I do agree that SimMan is a great invention for trainees to practise on. However, given the fact that medical surgeries are highly complex and crucial as they involve human lives, it may be a better idea any day for trainees to practise on cadavers as the closest model of a human body is a human body itself. There are many aspects and dynamics of the human body which doctors are still trying to explain and understand and hence cannot simulate to the last detail. Also, cadavers are inexpensive and never in sparse supply.

Security said...

u0204635 Tan Pei En

Not only that, the SimMan provides good practice for the future where surgeons may have to operate on real robots!

But seriously, it is such applications that make robots so useful. I mean, no human beings would want to be 'practised' on 10 times a day. And the variety of situations and medical conditions that the SimMan is designed to simulate allow for students to have a comprehensive experience of handling the patient. Real-life training seldom provides the student with every conceivable situation.

However, the real-life training must not be excluded. This is because we do not know what we may have overlooked in the SimMan which may be present in real human patients. Moreover, situations occur unexpectedly in real life and doctors simply have to respond the best that they can.

Finally, I just wonder - given the level of realism that the SimMan, or future versions, can attain - would students start to get emotionally attached to it? After all, it groans, cries, says 'ouch' and so on. Future versions may even complain verbally or talk about making a will in case they die. Given such realism, would the students (and the lab i/c) be sad when the SimMan really dies (i.e. it's circuits get fried or something to that effect)?

Industry said...

U0205239 Wang Weiwei

I agree with Pei En. Robot is very useful in such situation though real life training should be also carried out, maybe after the trainees get enough training on the robot.

About the point wheather people will be emotionally attached, I believe so. So many movies were produced that reflects the emotional links between we humans and the robots. I'm looking forward to see a world co-lived by both humans and their fellow robots.

Medical said...

U0204808 Li Junsheng

Thanks, everyone, for the great comments. SimMan is certainly a wonderful invention, but I agree robots will never be a good enough substitute for the real thing.

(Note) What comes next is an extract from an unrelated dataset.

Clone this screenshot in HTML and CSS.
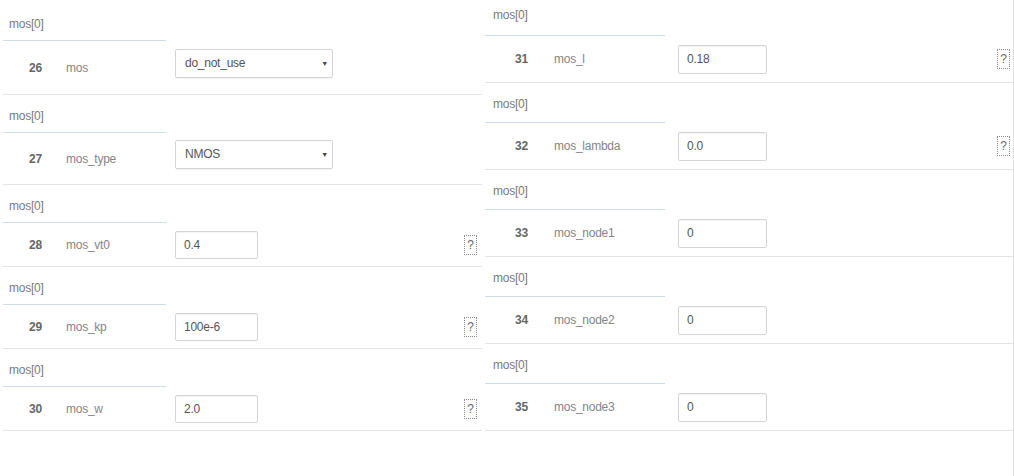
FILE: index.html
```html
<!DOCTYPE html>
<html>
<head>
<meta charset="utf-8">
<link rel="stylesheet" href="styles.css">
</head>
<body>
<div class="page">
  <div class="col col-l">
    <div class="blk first">
      <div class="hdr"><span>mos[0]</span></div>
      <div class="row sel-row">
        <span class="num">26</span><span class="name">mos</span>
        <div class="select"><span>do_not_use</span><span class="arrow">▼</span></div>
      </div>
    </div>
    <div class="blk">
      <div class="hdr"><span>mos[0]</span></div>
      <div class="row sel-row">
        <span class="num">27</span><span class="name">mos_type</span>
        <div class="select"><span>NMOS</span><span class="arrow">▼</span></div>
      </div>
    </div>
    <div class="blk">
      <div class="hdr"><span>mos[0]</span></div>
      <div class="row">
        <span class="num">28</span><span class="name">mos_vt0</span>
        <input class="inp" type="text" value="0.4">
        <span class="help">?</span>
      </div>
    </div>
    <div class="blk">
      <div class="hdr"><span>mos[0]</span></div>
      <div class="row">
        <span class="num">29</span><span class="name">mos_kp</span>
        <input class="inp" type="text" value="100e-6">
        <span class="help">?</span>
      </div>
    </div>
    <div class="blk">
      <div class="hdr"><span>mos[0]</span></div>
      <div class="row">
        <span class="num">30</span><span class="name">mos_w</span>
        <input class="inp" type="text" value="2.0">
        <span class="help">?</span>
      </div>
    </div>
  </div>
  <div class="col col-r">
    <div class="blk first">
      <div class="hdr"><span>mos[0]</span></div>
      <div class="row">
        <span class="num">31</span><span class="name">mos_l</span>
        <input class="inp" type="text" value="0.18">
        <span class="help">?</span>
      </div>
    </div>
    <div class="blk">
      <div class="hdr"><span>mos[0]</span></div>
      <div class="row">
        <span class="num">32</span><span class="name">mos_lambda</span>
        <input class="inp" type="text" value="0.0">
        <span class="help">?</span>
      </div>
    </div>
    <div class="blk">
      <div class="hdr"><span>mos[0]</span></div>
      <div class="row">
        <span class="num">33</span><span class="name">mos_node1</span>
        <input class="inp" type="text" value="0">
      </div>
    </div>
    <div class="blk">
      <div class="hdr"><span>mos[0]</span></div>
      <div class="row">
        <span class="num">34</span><span class="name">mos_node2</span>
        <input class="inp" type="text" value="0">
      </div>
    </div>
    <div class="blk">
      <div class="hdr"><span>mos[0]</span></div>
      <div class="row">
        <span class="num">35</span><span class="name">mos_node3</span>
        <input class="inp" type="text" value="0">
      </div>
    </div>
  </div>
</div>
</body>
</html>
```

FILE: styles.css
```css
html, body {
  margin: 0;
  padding: 0;
  background: #ffffff;
}
body {
  width: 1014px;
  height: 476px;
  overflow: hidden;
  font-family: "Liberation Sans", Arial, sans-serif;
  font-size: 12px;
  letter-spacing: -0.25px;
  color: #777;
}
.page {
  display: flex;
  align-items: flex-start;
}
.col {
  display: flex;
  flex-direction: column;
}
.col-l {
  width: 479px;
  margin-left: 3px;
}
.col-r {
  width: 528px;
  margin-left: 3px;
  border-right: 1px solid #e2e2e2;
  padding-bottom: 46px;
}
.blk {
  border-bottom: 1px solid #e2e4e6;
  display: flex;
  flex-direction: column;
}
.hdr {
  box-sizing: border-box;
  height: 38px;
  padding: 13px 0 0 6px;
  line-height: 16px;
  border-bottom: 1px solid #cfdbe8;
  color: #7a7a7a;
}
.col-l .hdr { width: 163px; }
.col-r .hdr { width: 180px; height: 40px; padding-left: 8px; }
.col-l .first .hdr { height: 41px; padding-top: 16px; }
.col-r .first .hdr { height: 36px; padding-top: 7px; }

.row {
  display: flex;
  align-items: center;
  height: 43px;
}
.col-r .row { height: 46px; }
.sel-row { height: 51px; }
.first .sel-row { height: 53px; }

.num {
  padding-left: 26px;
  box-sizing: border-box;
  width: 63px;
  font-weight: bold;
  color: #666;
}
.name {
  width: 109px;
  color: #858585;
}
.col-r .num { padding-left: 30px; width: 69px; }
.col-r .name { width: 124px; }

.select {
  box-sizing: border-box;
  width: 158px;
  height: 29px;
  margin-bottom: 9px;
  border: 1px solid #d4d4d4;
  border-radius: 2px;
  box-shadow: 0 1px 1px rgba(0,0,0,0.05);
  display: flex;
  align-items: center;
  justify-content: space-between;
  padding: 0 4px 0 9px;
  color: #555;
}
.arrow {
  font-size: 7px;
  color: #444;
}
.inp {
  box-sizing: border-box;
  width: 83px;
  height: 28px;
  border: 1px solid #d4d4d4;
  border-radius: 2px;
  box-shadow: inset 0 1px 1px rgba(0,0,0,0.04);
  padding: 0 8px;
  font-family: "Liberation Sans", Arial, sans-serif;
  font-size: 12px;
  letter-spacing: -0.25px;
  color: #555;
  outline: none;
  background: #fff;
}
.col-r .inp { width: 89px; height: 29px; }
.help {
  margin-left: auto;
  margin-right: 5px;
  box-sizing: border-box;
  width: 13px;
  height: 20px;
  border: 1px dotted #8a8a8a;
  font-size: 12px;
  line-height: 18px;
  letter-spacing: 0;
  text-align: center;
  color: #666;
}
.col-r .help { margin-right: 3px; }
```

That being so, I would still find SimMan a good complement, perhaps not so much as a substitute, to cadavers or living patients. While I'm not sure if the current version of SimMan offers all the surgery practice needed, a trainee certainly can't say, "Er .. sorry, I think I cut something, can we do the whole thing over again?" when it comes to cadavers or living patients. :p

Emotional attachment? Yup, the level of realism SimMan provides might deeply affect a trainee. But let's look at it this way: if a trainee cannot transcend the 'emotions' exhibited by SimMan during his training, how can he or she seek to overcome the feelings for real life patients in future? A thousand times more the pain and sorrow, the piercing gazes, the helplessness in their eyes; perhaps SimMan would be able to give them a headstart in emotional and psychological training too. ;)

Edutainment said...

U0308283 Wu Chengyu

Well, I do agree with Junsheng. If a trainee or doctor-to-be cannot not even overcome the feeling when the robot passes away, then he/she will have a long way to go. I think it would be great to have them act as casualties for training for real life cases. On a side note though, do they supply different sizes for SimMan? As in, we all know how different size of people will require different treatment(location of arteries, amount of anesthetics...etc) so perhaps that would about different ages?